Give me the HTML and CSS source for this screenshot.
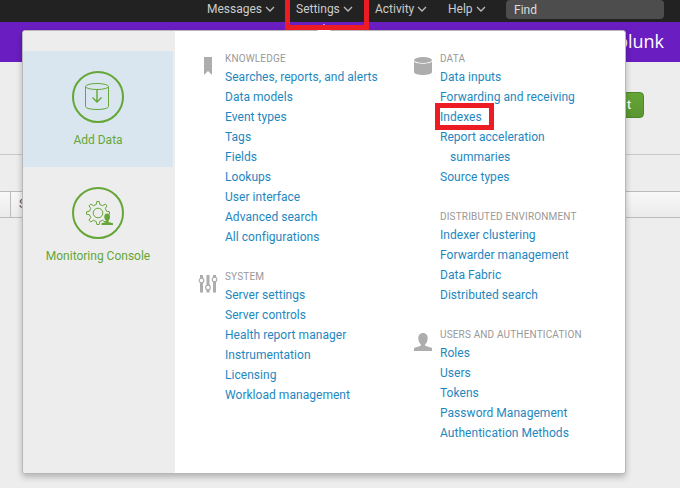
■ ■ ■ ■
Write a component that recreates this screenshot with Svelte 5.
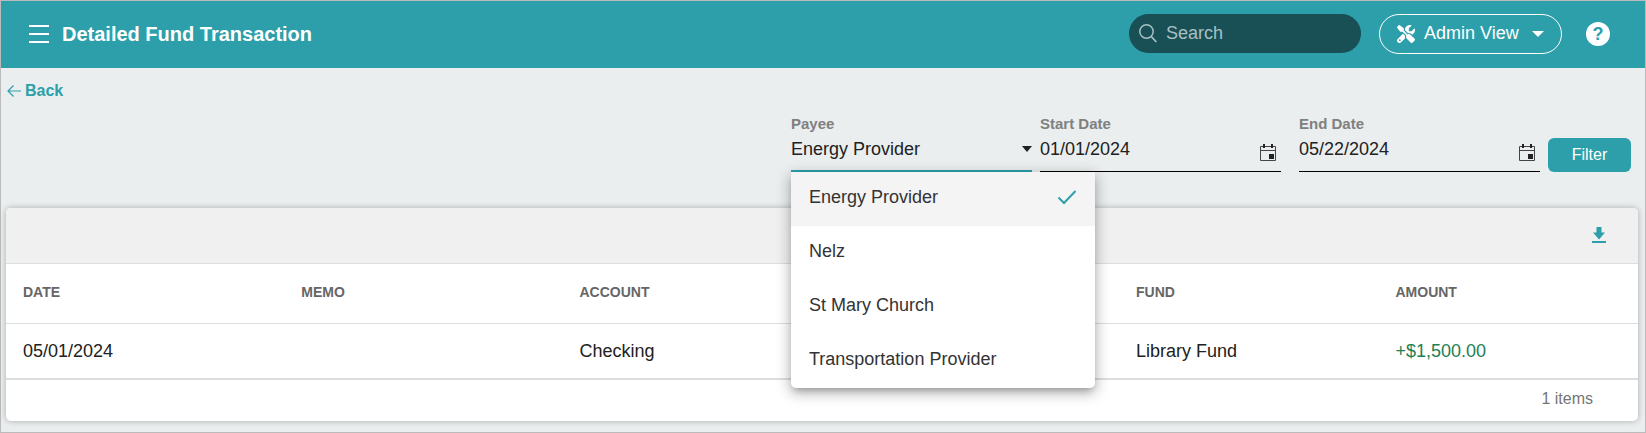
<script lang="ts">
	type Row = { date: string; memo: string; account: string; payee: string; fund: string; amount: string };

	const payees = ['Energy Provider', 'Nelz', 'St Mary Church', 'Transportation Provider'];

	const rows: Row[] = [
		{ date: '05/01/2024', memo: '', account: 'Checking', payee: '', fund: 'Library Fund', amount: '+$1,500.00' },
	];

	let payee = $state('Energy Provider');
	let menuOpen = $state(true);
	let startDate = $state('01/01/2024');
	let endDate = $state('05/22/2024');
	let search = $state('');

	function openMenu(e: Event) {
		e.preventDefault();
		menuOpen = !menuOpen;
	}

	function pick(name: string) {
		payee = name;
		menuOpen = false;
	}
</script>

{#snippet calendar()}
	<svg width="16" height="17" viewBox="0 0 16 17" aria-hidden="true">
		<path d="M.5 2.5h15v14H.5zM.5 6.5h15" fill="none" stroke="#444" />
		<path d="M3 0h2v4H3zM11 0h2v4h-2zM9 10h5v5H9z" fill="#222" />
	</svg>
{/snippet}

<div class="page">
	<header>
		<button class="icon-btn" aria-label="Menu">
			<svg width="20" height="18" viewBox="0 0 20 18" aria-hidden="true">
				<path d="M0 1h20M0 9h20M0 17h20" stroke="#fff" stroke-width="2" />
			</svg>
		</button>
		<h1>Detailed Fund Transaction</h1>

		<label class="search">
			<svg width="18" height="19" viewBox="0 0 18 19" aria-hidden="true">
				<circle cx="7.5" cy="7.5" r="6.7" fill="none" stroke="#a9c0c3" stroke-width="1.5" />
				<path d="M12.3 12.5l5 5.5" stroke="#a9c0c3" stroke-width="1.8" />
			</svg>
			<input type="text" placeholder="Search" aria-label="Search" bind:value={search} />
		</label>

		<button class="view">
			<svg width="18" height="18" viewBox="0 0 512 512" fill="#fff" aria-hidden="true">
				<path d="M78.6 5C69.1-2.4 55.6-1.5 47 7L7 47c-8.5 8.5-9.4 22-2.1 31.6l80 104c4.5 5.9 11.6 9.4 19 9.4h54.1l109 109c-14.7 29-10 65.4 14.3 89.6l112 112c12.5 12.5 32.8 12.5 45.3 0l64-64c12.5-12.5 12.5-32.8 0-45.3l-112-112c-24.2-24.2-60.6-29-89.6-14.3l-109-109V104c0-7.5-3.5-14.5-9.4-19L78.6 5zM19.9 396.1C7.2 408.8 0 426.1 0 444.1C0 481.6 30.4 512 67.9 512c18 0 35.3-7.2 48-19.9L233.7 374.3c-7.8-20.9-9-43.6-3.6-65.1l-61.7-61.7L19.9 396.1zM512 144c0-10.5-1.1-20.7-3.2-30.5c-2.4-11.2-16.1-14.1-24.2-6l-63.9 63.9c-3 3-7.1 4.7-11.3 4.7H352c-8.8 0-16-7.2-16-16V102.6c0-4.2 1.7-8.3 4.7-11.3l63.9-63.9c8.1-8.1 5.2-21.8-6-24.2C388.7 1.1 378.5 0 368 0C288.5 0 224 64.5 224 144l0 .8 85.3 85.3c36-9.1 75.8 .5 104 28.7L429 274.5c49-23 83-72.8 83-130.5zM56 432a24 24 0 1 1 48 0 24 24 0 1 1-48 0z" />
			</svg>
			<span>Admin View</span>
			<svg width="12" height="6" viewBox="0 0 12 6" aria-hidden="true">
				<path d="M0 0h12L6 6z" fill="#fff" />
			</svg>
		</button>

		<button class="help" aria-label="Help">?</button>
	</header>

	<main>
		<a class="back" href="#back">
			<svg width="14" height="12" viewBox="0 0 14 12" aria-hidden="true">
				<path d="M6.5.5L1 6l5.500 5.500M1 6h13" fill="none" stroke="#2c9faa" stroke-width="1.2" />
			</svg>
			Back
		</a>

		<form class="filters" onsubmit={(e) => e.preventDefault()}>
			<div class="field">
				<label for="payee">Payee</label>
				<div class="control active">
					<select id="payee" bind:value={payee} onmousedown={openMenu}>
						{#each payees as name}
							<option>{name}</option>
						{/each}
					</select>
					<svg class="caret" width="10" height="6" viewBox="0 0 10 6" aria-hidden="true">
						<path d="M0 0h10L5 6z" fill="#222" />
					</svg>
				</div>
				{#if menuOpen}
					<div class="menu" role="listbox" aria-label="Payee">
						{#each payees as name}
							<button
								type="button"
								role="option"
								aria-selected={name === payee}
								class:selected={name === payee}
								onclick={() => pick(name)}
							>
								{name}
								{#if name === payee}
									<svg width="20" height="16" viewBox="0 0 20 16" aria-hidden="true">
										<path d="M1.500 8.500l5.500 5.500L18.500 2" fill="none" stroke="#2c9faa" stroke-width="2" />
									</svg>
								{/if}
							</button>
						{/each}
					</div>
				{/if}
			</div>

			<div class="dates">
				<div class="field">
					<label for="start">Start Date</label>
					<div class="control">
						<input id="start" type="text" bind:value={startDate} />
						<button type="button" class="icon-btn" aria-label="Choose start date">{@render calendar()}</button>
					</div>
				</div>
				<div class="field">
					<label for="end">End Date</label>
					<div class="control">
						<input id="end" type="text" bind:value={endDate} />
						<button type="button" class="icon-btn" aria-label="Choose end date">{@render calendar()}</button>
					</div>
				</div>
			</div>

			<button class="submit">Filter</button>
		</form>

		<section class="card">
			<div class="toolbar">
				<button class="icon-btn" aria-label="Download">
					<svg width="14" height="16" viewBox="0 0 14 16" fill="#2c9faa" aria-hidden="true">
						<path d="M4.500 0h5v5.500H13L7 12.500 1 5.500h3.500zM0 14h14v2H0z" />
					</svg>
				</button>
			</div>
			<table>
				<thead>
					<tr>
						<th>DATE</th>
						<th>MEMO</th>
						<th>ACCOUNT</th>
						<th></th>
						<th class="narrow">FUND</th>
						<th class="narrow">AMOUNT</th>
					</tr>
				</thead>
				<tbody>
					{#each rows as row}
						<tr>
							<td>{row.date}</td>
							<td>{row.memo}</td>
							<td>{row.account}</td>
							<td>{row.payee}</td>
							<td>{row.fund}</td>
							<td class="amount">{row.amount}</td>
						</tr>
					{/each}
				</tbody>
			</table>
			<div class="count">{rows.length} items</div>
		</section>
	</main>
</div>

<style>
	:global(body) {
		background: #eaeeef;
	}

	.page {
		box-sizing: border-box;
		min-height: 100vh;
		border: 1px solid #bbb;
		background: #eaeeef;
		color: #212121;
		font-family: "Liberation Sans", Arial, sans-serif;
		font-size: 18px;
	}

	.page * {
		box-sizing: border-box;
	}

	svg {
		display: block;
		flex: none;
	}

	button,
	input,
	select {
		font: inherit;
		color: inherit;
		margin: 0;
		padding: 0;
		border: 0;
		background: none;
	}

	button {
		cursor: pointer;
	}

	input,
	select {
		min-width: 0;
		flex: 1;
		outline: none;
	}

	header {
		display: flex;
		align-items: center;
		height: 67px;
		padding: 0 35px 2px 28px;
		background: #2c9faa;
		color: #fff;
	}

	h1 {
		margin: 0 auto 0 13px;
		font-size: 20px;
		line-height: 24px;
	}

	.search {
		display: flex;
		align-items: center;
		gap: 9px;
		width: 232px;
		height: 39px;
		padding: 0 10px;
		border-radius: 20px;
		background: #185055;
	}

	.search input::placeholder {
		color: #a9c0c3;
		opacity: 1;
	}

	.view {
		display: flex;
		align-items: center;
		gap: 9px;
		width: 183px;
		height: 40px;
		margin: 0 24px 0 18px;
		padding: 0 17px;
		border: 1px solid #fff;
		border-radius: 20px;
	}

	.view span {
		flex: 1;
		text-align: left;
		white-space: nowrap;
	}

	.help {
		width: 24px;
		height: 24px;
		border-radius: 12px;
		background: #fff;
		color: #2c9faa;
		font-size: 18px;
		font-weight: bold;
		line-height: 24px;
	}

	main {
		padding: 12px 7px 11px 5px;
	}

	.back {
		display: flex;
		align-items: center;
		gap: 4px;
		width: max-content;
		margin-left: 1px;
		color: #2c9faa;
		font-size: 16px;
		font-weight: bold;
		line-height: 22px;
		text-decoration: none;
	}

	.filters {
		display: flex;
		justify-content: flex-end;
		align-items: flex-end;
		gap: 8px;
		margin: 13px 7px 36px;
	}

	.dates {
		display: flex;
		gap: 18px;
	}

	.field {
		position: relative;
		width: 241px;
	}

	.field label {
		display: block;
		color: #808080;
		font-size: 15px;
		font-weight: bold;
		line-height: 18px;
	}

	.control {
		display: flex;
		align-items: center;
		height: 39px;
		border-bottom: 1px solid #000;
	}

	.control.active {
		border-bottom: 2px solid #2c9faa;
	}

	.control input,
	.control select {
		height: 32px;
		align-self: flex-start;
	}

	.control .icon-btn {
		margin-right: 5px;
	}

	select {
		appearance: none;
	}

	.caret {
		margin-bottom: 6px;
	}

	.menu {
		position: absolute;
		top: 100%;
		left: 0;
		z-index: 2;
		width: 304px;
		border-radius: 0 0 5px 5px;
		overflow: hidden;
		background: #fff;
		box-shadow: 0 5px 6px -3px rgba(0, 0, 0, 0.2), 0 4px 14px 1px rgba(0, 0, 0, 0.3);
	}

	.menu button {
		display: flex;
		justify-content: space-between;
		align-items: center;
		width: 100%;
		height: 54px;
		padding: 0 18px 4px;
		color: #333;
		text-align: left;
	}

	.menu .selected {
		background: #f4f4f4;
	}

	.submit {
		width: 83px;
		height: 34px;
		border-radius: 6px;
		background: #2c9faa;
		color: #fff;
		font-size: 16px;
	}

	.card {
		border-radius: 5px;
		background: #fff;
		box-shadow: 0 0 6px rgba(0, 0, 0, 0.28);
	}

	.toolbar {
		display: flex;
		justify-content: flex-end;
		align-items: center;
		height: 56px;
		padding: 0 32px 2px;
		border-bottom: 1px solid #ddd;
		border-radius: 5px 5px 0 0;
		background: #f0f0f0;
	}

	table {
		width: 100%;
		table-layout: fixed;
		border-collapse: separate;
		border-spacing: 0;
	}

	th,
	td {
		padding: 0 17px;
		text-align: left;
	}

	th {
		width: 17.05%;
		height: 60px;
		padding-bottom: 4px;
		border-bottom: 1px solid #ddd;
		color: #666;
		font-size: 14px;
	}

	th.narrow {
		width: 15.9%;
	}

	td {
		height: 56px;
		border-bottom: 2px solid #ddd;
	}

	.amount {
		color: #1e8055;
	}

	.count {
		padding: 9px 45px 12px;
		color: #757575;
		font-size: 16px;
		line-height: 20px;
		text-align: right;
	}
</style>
■ ■ ■ ■
Start at the line above containing "Write a component" and stop at the line containing "const payees = ['Energy": print those lines and everything between them exactly, but not the pictures.

* _The response_:
Write a component that recreates this screenshot with Svelte 5.
<script lang="ts">
	type Row = { date: string; memo: string; account: string; payee: string; fund: string; amount: string };

	const payees = ['Energy Provider', 'Nelz', 'St Mary Church', 'Transportation Provider'];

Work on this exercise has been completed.